Start of SOURCE MATERIAL

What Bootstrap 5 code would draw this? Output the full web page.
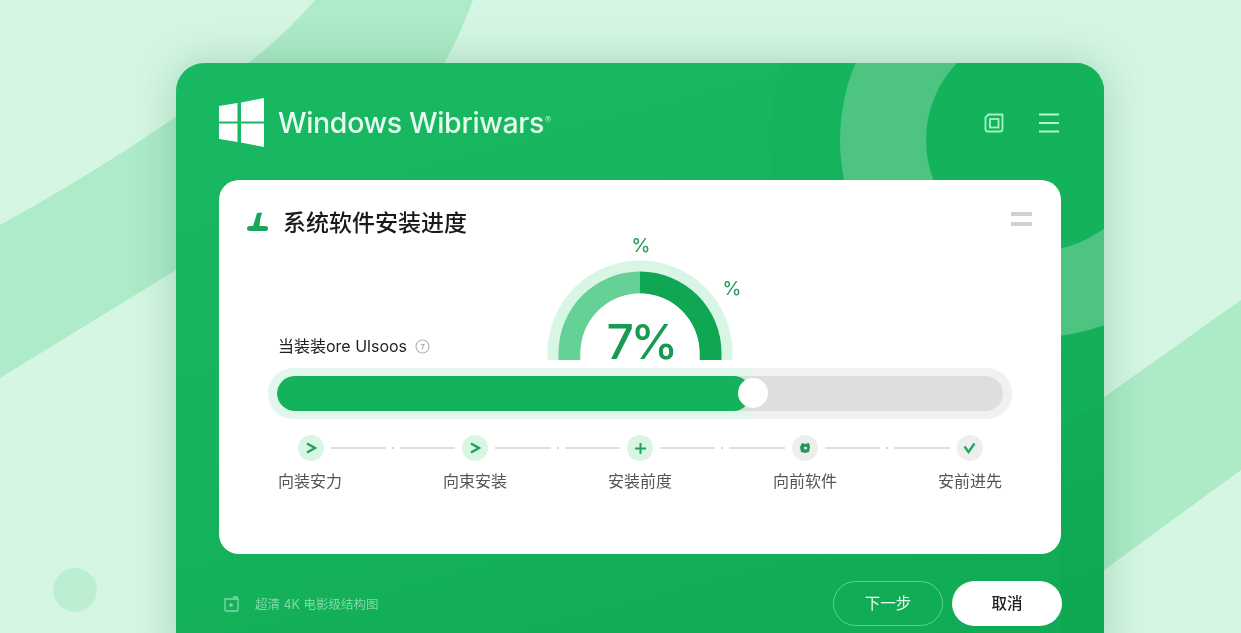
<!DOCTYPE html>
<html lang="zh-CN">
<head>
    <meta charset="UTF-8">
    <meta name="viewport" content="width=device-width, initial-scale=1.0">
    <title>Windows Wibriwars</title>
    <link href="https://cdn.jsdelivr.net/npm/bootstrap@5.3.0/dist/css/bootstrap.min.css" rel="stylesheet">
    <style>
        html, body { height: 100%; overflow: hidden; }
        body {
            background: #d5f6e3;
            font-family: "Inter", "Noto Sans CJK SC", sans-serif;
            padding-top: 63px;
        }
        .bg-art { position: fixed; left: 0; top: 0; z-index: 0; }

        .installer {
            position: relative;
            width: 928px;
            height: 600px;
            margin: 0 0 0 176px;
            border-radius: 28px 28px 0 0;
            background: linear-gradient(165deg, #19b862 0%, #14b25a 60%, #0fa953 100%);
            box-shadow: 0 0 45px rgba(20, 110, 60, .25);
            padding: 0 43px;
            overflow: hidden;
        }
        .ring-art { position: absolute; left: 0; top: 0; }
        .win-head { position: relative; height: 117px; padding-top: 2px; }
        .win-title { font-size: 28.5px; font-weight: 500; color: #e4fbef; letter-spacing: -.35px; margin: 2px 0 0 14px; }
        .win-title sup { font-size: 9px; top: -1.1em; margin-left: 1px; opacity: .7; }
        .head-btns { gap: 35px; margin-right: 2px; }

        .install-card { position: relative; height: 374px; border-radius: 20px; border: 0; padding: 28px 0 0; }
        .card-top { height: 28px; padding: 0 29px 0 28px; }
        .card-name { font-size: 23px; font-weight: 500; color: #1a1a1a; margin-left: 15px; line-height: 28px; padding-top: 2px; }
        .menu-lines { width: 21px; margin-bottom: 0; }
        .menu-lines i { display: block; height: 4px; background: #cfcfcf; margin-bottom: 6px; }

        .gauge-row { display: grid; grid-template-columns: 1fr 210px 1fr; height: 124px; }
        .cur-label { font-size: 16px; color: #222; padding-left: 59px; padding-bottom: 2px; }
        .gauge-row svg { overflow: visible; }
        .gauge-row svg text { font-family: "Inter", sans-serif; }

        .progress-halo {
            margin: 8px 49px 0;
            padding: 8px 9px;
            border-radius: 25px;
            background: linear-gradient(to right, #e2f7eb 65%, #f1f1f1 65%);
            position: relative;
        }
        .install-bar { height: 35px; border-radius: 18px; background: #dedede; }
        .install-bar .progress-bar { background: #14b25a; border-radius: 18px; }
        .bar-knob {
            position: absolute;
            top: 10px;
            width: 30px;
            height: 30px;
            border-radius: 50%;
            background: #fff;
        }

        .step-icons { width: 685px; margin: 16px auto 0; }
        .step-dot { width: 26px; height: 26px; border-radius: 50%; flex-shrink: 0; background: #d9f5e4; }
        .step-dot.later { background: #eeeeee; }
        .step-link { gap: 6px; padding: 0 7px; }
        .step-link b { flex: 1; height: 1.5px; background: #dfdfdf; }
        .step-link u { width: 2px; height: 2px; background: #c9c9c9; border-radius: 50%; }
        .step-names { width: 825px; margin: 8px auto 0; }
        .step-names span { width: 165px; text-align: center; font-size: 16px; color: #555; line-height: 24px; }

        .win-foot { position: relative; height: 71px; padding-top: 27px; }
        .foot-note { font-size: 12.5px; color: #7fd9a8; margin-left: 5px; gap: 16px; }
        .foot-note span { padding-top: 3px; }
        .btn-next, .btn-quit { width: 110px; height: 45px; border-radius: 23px; font-size: 15.5px; padding: 0; }
        .btn-next { border: 1.5px solid #5ed092; color: #e8fbf1; background: transparent; margin-right: 9px; }
        .btn-quit { border: 0; background: #fff; color: #222; font-weight: 500; margin-right: -1px; }
    </style>
</head>
<body>
    <!-- background shapes -->
    <svg class="bg-art" width="1241" height="633" viewBox="0 0 1241 633">
        <path d="M0 225 Q140 148 250 62 Q290 30 315 0 L473 0 Q460 35 445 62 L176 270 L0 378Z" fill="#aeebc8"/>
        <path d="M1100 400 L1241 300 L1241 470 L1100 573Z" fill="#acebc6"/>
        <circle cx="75" cy="590" r="22" fill="#bceed1"/>
    </svg>

    <div class="installer">
        <svg class="ring-art" width="928" height="600" viewBox="176 63 928 600">
            <circle cx="1037" cy="140" r="267" fill="#0f9e4e" opacity=".07"/>
            <circle cx="1037" cy="140" r="197" fill="#4dc482"/>
            <circle cx="1037" cy="140" r="111" fill="#14b25a"/>
            <path d="M1061 428 L1104 398 L1104 663 L1061 663Z" fill="#0a8f45" opacity=".1"/>
        </svg>

        <div class="win-head d-flex align-items-center justify-content-between">
            <div class="d-flex align-items-center">
                <svg width="45" height="49" viewBox="0 0 45 49" fill="#fff">
                    <path d="M0 8 L18.500 5 V23.500 H0Z"/>
                    <path d="M22 4.500 L45 0 V23.500 H22Z"/>
                    <path d="M0 25.500 H18.500 V44 L0 41Z"/>
                    <path d="M22 25.500 H45 V49 L22 44.500Z"/>
                </svg>
                <span class="win-title">Windows Wibriwars<sup>®</sup></span>
            </div>
            <div class="d-flex align-items-center head-btns">
                <svg width="20" height="20" viewBox="0 0 20 20" fill="none" stroke="#a5f3c6" stroke-width="1.800">
                    <path d="M4.500 1.500 H18.500 V16 Q18.500 18.500 16 18.500 H4 Q1.500 18.500 1.500 16 V4.500Z" stroke-linejoin="round"/>
                    <rect x="6" y="6" width="8.500" height="8.500"/>
                </svg>
                <svg width="20" height="20" viewBox="0 0 20 20" stroke="#b0f5cd" stroke-width="2">
                    <path d="M0 1.500 H20 M0 10 H20 M0 18.500 H20"/>
                </svg>
            </div>
        </div>

        <div class="card install-card">
            <div class="card-top d-flex align-items-center justify-content-between">
                <div class="d-flex align-items-center">
                    <svg width="21" height="20" viewBox="0 0 21 20" fill="#17a65a">
                        <path d="M10 1 L15 0.500 Q12.500 8 12.500 14 H18.500 Q21 14 21 16.500 Q21 19 18.500 19 H3 Q0 19 0 16.500 Q0 14 3 14 H6 Q8 8 10 1Z"/>
                    </svg>
                    <span class="card-name">系统软件安装进度</span>
                </div>
                <div class="menu-lines"><i></i><i></i></div>
            </div>

            <div class="gauge-row">
                <div class="cur-label d-flex align-items-end gap-2">
                    <span>当装装ore Ulsoos</span>
                    <svg class="mb-1" width="15" height="15" viewBox="0 0 15 15" fill="none" stroke="#b5b5b5" stroke-width="1.200">
                        <circle cx="7.500" cy="7.500" r="6.500"/>
                        <path d="M5.800 5.500 H9 L7.500 8 V10.500"/>
                    </svg>
                </div>
                <svg width="210" height="124" viewBox="0 0 210 124">
                    <!-- centre of the gauge is x=105, y=117 -->
                    <path d="M12.500 124 V117 A92.500 92.500 0 0 1 197.500 117 V124Z" fill="#d9f5e5"/>
                    <path d="M23.500 124 V117 A81.500 81.500 0 0 1 105 35.500 V57.500 A59.500 59.500 0 0 0 45.500 117 V124Z" fill="#66d196"/>
                    <path d="M105 35.500 A81.500 81.500 0 0 1 186.500 117 V124 H164.500 V117 A59.500 59.500 0 0 0 105 57.500Z" fill="#0fa654"/>
                    <path d="M45.500 124 V117 A59.500 59.500 0 0 1 164.500 117 V124Z" fill="#fff"/>
                    <text x="106" y="16" text-anchor="middle" font-size="19" font-weight="500" fill="#2f9c62">%</text>
                    <text x="197" y="59" text-anchor="middle" font-size="19" font-weight="500" fill="#2f9c62">%</text>
                    <text x="105.500" y="123" text-anchor="middle" font-size="48" font-weight="500" letter-spacing="-3.500" fill="#189a53">7%</text>
                </svg>
                <div></div>
            </div>

            <div class="progress-halo">
                <div class="progress install-bar">
                    <div class="progress-bar" style="width: 65.3%"></div>
                </div>
                <div class="bar-knob" style="left: 470px"></div>
            </div>

            <div class="step-icons d-flex align-items-center">
                <div class="step-dot d-flex align-items-center justify-content-center">
                    <svg width="12" height="12" viewBox="0 0 12 12" fill="none" stroke="#17a65a" stroke-width="2.400"><path d="M2 1.500 L10 6 L2 10.500"/></svg>
                </div>
                <div class="step-link flex-fill d-flex align-items-center"><b></b><u></u><b></b></div>
                <div class="step-dot d-flex align-items-center justify-content-center">
                    <svg width="12" height="12" viewBox="0 0 12 12" fill="none" stroke="#17a65a" stroke-width="2.400"><path d="M2 1.500 L10 6 L2 10.500"/></svg>
                </div>
                <div class="step-link flex-fill d-flex align-items-center"><b></b><u></u><b></b></div>
                <div class="step-dot d-flex align-items-center justify-content-center">
                    <svg width="13" height="13" viewBox="0 0 13 13" fill="none" stroke="#17a65a" stroke-width="2"><path d="M6.500 1 V12 M1 6.500 H12"/></svg>
                </div>
                <div class="step-link flex-fill d-flex align-items-center"><b></b><u></u><b></b></div>
                <div class="step-dot later d-flex align-items-center justify-content-center">
                    <svg width="12" height="12" viewBox="0 0 12 12" fill="#1c9a58"><path d="M3 1 L6 2 L10 1 L11 5 L10 10 L6 11 L2 10 L1 5Z"/><circle cx="6.500" cy="6" r="1.500" fill="#eee"/></svg>
                </div>
                <div class="step-link flex-fill d-flex align-items-center"><b></b><u></u><b></b></div>
                <div class="step-dot later d-flex align-items-center justify-content-center">
                    <svg width="13" height="12" viewBox="0 0 13 12" fill="none" stroke="#17a65a" stroke-width="2.200"><path d="M1.500 4.500 L5.500 10 L11.500 1.500"/></svg>
                </div>
            </div>

            <div class="step-names d-flex">
                <span>向装安力</span>
                <span>向束安装</span>
                <span>安装前度</span>
                <span>向前软件</span>
                <span>安前进先</span>
            </div>
        </div>

        <div class="win-foot d-flex justify-content-between">
            <div class="foot-note d-flex align-items-center align-self-start" style="height: 45px">
                <svg width="15" height="16" viewBox="0 0 15 16" fill="none" stroke="#7fd9a8" stroke-width="1.300">
                    <path d="M1 3 H14 V14 Q14 15 13 15 H2 Q1 15 1 14Z"/>
                    <path d="M9 1 H13 V3"/>
                    <circle cx="7" cy="9" r="1.200" fill="#7fd9a8"/>
                </svg>
                <span>超清 4K 电影级结构图</span>
            </div>
            <div class="d-flex align-self-start">
                <button class="btn btn-next" type="button">下一步</button>
                <button class="btn btn-quit" type="button">取消</button>
            </div>
        </div>
    </div>

    <script src="https://cdn.jsdelivr.net/npm/bootstrap@5.3.0/dist/js/bootstrap.bundle.min.js"></script>
</body>
</html>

End of SOURCE MATERIAL

* REQUIRED WORK:
Give again, word for word, every line from the top of the data above to the line holding "fixed; left: 0;", inclusive, with the pictures left out.

* SOLVED EXERCISE:
What Bootstrap 5 code would draw this? Output the full web page.
<!DOCTYPE html>
<html lang="zh-CN">
<head>
    <meta charset="UTF-8">
    <meta name="viewport" content="width=device-width, initial-scale=1.0">
    <title>Windows Wibriwars</title>
    <link href="https://cdn.jsdelivr.net/npm/bootstrap@5.3.0/dist/css/bootstrap.min.css" rel="stylesheet">
    <style>
        html, body { height: 100%; overflow: hidden; }
        body {
            background: #d5f6e3;
            font-family: "Inter", "Noto Sans CJK SC", sans-serif;
            padding-top: 63px;
        }
        .bg-art { position: fixed; left: 0; top: 0; z-index: 0; }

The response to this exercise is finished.